Вскоре затем Кулицкий вновь явился к нам, предлагая купить четыре тысячи десятин (?) по двадцать рублей землю из-под леса в своем Мозырском уезде, в Скрыгалах. Он же брался распродать землю крестьянам, которые прибудут на его зов из Волыни. Красноречиво убеждал он нас: нам придется только съездить к нотариусу подписать купчую, а затем все, все хлопоты падут исключительно на него. Владелец этих четырех тысяч некий Любимов, уже телеграфировал нам, что готов выехать совершать запродажную. Мы с Витей слышать не хотели о такой парцелационной[167] «афере»… и решительно отказались. «Ну, не минуете вы меня, – мрачно проговорил Кулицкий, стиснув зубы, – с таким колпаком все равно далеко не уедете. Сколько времени покупаете! Другие за это время успели два раза обернуть свои деньги!»
Но мы только были рады, что сумели от него избавиться! Оленька же, не желая слушать оправданий Фомича, очень огорченная, что последняя надежда, Бенин, тоже сошел со сцены, стала собираться в Губаревку, предварительно сделав крюк в Козельщину, ее давнишнюю мечту, чтобы посетить бывшее имение ее друга Владимира Ивановича. Поехала с ней и Урванцева помолиться у Козельщинской Божией Матери, которую она особенно чтила.

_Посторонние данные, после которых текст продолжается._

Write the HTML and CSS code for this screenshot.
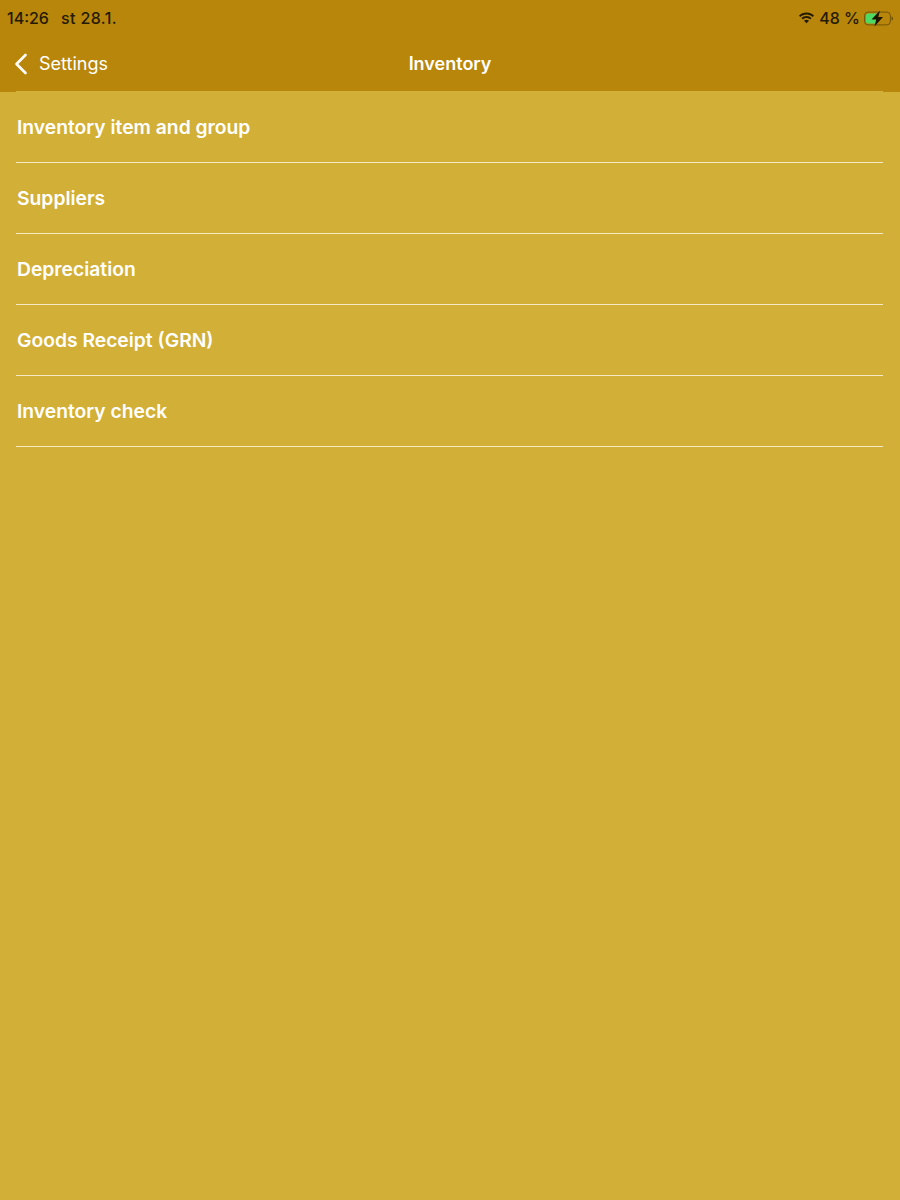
FILE: index.html
```html
<!DOCTYPE html>
<html>
<head>
<meta charset="utf-8">
<title>Inventory</title>
<link rel="stylesheet" href="styles.css">
</head>
<body>

<div class="header">
  <div class="status-bar">
    <div class="status-left"><span>14:26</span><span class="date">st 28.1.</span></div>
    <div class="status-right">
      <svg class="wifi" width="17" height="12" viewBox="0 0 17 12">
        <path d="M8.500 2.400c2.400 0 4.600.9 6.300 2.500l1.200-1.300C14 1.700 11.400.6 8.500.6S3 1.700 1 3.600l1.200 1.300C3.900 3.300 6.100 2.400 8.500 2.400z" fill="#241a00"/>
        <path d="M8.500 5.900c1.400 0 2.700.5 3.700 1.500l1.300-1.300C12.200 4.800 10.400 4.100 8.500 4.100S4.800 4.800 3.500 6.100l1.300 1.300c1-1 2.300-1.500 3.700-1.500z" fill="#241a00"/>
        <path d="M8.500 11.300l2.500-2.600c-.7-.6-1.600-1-2.500-1s-1.800.4-2.500 1z" fill="#241a00"/>
      </svg>
      <span>48 %</span>
      <svg class="battery" width="30" height="17" viewBox="0 0 30 17">
        <rect x="0.600" y="2.100" width="25.800" height="12.800" rx="3.500" fill="none" stroke="#241a00" stroke-opacity="0.45" stroke-width="1"/>
        <rect x="2" y="3.500" width="12" height="10" rx="2" fill="#4cd964"/>
        <path d="M27.500 6.500c1 .3 1.500 1 1.500 2s-.5 1.700-1.500 2z" fill="#241a00" fill-opacity="0.5"/>
        <path d="M16 0.500L7.500 9.500h4.700l-1.700 7 8.500-9.500h-4.700z" fill="#1c1400"/>
      </svg>
    </div>
  </div>
  <div class="nav-bar">
    <div class="back">
      <svg width="14" height="22" viewBox="0 0 14 22">
        <path d="M11.500 2L2.500 11l9 9" fill="none" stroke="#fff" stroke-width="2.600" stroke-linecap="round" stroke-linejoin="round"/>
      </svg>
      <span>Settings</span>
    </div>
    <div class="nav-title">Inventory</div>
  </div>
</div>

<div class="menu">
  <div class="menu-item">Inventory item and group</div>
  <div class="menu-item">Suppliers</div>
  <div class="menu-item">Depreciation</div>
  <div class="menu-item">Goods Receipt (GRN)</div>
  <div class="menu-item">Inventory check</div>
</div>

</body>
</html>
```

FILE: styles.css
```css
html, body {
  margin: 0;
  height: 100%;
}

body {
  background-color: #d2af36;
  font-family: Inter, "Liberation Sans", sans-serif;
  color: #fff;
}

.header {
  background-color: #b8860b;
  height: 92px;
}

.status-bar {
  display: flex;
  justify-content: space-between;
  align-items: center;
  height: 36px;
  padding: 0 6px 0 7px;
  color: #241a00;
  font-size: 16px;
  font-weight: 500;
}

.status-left {
  display: flex;
  gap: 12px;
}

.date {
  letter-spacing: 0.4px;
}

.status-right {
  display: flex;
  align-items: center;
  gap: 4px;
}

.nav-bar {
  display: flex;
  align-items: center;
  justify-content: center;
  position: relative;
  height: 55px;
}

.back {
  position: absolute;
  left: 14px;
  top: 0;
  bottom: 0;
  display: flex;
  align-items: center;
  gap: 11px;
  font-size: 18px;
}

.nav-title {
  font-size: 18px;
  font-weight: 600;
}

.menu {
  margin-top: -1px;
  padding: 0 17px 0 16px;
}

.menu-item {
  height: 70px;
  line-height: 70px;
  border-bottom: 1px solid #f3e9c4;
  padding-left: 1px;
  font-size: 19.3px;
  font-weight: 600;
}

.menu-item:first-child {
  border-top: 1px solid #d3b13c;
}
```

Проводив их в Козельшину, нам стало скучно сидеть в городе в самое лучшее время года. Витя решил меня завезти к своей тетушке фон-Кехли, в Зябки, бывшее ее имение по Полоцкой железной дороге, пока он дня два-три проведет на ревизии одного земского начальника в Парфианове, в соседстве по той же дороге. Так как после своей тяжелой поездки в Бенин Фомич просил пощады, чтобы полечить расшалившуюся печень и заняться ремонтом своих домов, то мы по дороге к тетушке решили сами заехать в очень расхваливаемое имение Кривичи, в Вилейском уезде, в Виленской губернии. «Шестьсот десятин с усадьбой и мельницей продавалось за семьдесят тысяч».
Имение действительно было хорошенькое, особенно в лучах майского солнца: и сверкавшая на солнце Исса, и луга, и домик неплохой, и земля хорошая, несмотря на множество камней по полям. Но странное чувство охватывало нас всякий раз, когда слова переходили к делу: когда разговоры об имениях, одно другого краше и выгоднее, по словам комиссионера, сменялись трезвою действительностью, мы начинали понимать, что вовсе не так легко решиться поселиться в чужом гнезде и зажить чуждою всем жизнью.
«То-то порадуется Леля. «Кривичи» – одно название для него чего стоит?» – фантазировала я, подъезжая к этим Кривичам, а потом, потом? Давай Бог ноги вон! Из Кривичей Витя завез меня к Кехли, а сам уехал в Парфианово. Зябки были проданы тетушкой какому-то разбогатевшему мужику, который уже поселился в доме, а сами Кехли ютились, напротив, в длинном и низком доме, бывшей службе, на самом берегу красивого озера. Здесь, конечно, мне пришлось выслушивать все обычные рассказы Полины Владиславны о своей родословной, о польских магнатах и родственных с ними связях. Старик Кехли был гораздо скромнее и довольно смиренно переносил постоянную воркотню супруги, которая вовсе не щадила его самолюбия. Но прелестная их дочь Бэби производила очень приятное впечатление.
Конечно, тетушка, любившая обо всем говорить с неподражаемым апломбом, взялась указать нам ближайшие имения, которые продавались. И когда Витя вернулся с ревизии, она направила нас к какому-то соседу, польскому графу, и в Плиссу, верст за 15 от Зябок. Так как был праздник Троицы, мы решили съездить их посмотреть. Нам дали таратайку, запряженную в одну лошадь, с мальчишкой на козлах. Ехали мы песчаной дорогой, бесконечными сосновыми лесами, в жаркий майский день с красным солнцем из-за дымки дальних лесных пожаров. В имении графа нас встретил управляющий с негодующей физиономией: «Совсем имение не продается! С чего это вы взяли?» При этом была выпущена свора собак, испугавшая нашу кобылу. Она круто повернула оглобли и чуть не вывалила нас среди двора прямо в разинутую пасть собачьей своры.
В Плиссе нас встретили радушнее: хозяйка полька Лесневская угостила даже обедом, очень расхваливала «свою Плиссу», показывали свой дом с непременной особенностью в имениях этого края – креслами, в которых сидел Наполеон в 1812 году. Да и все герои Сенкевича жили именно в Плиссе или в ее соседстве.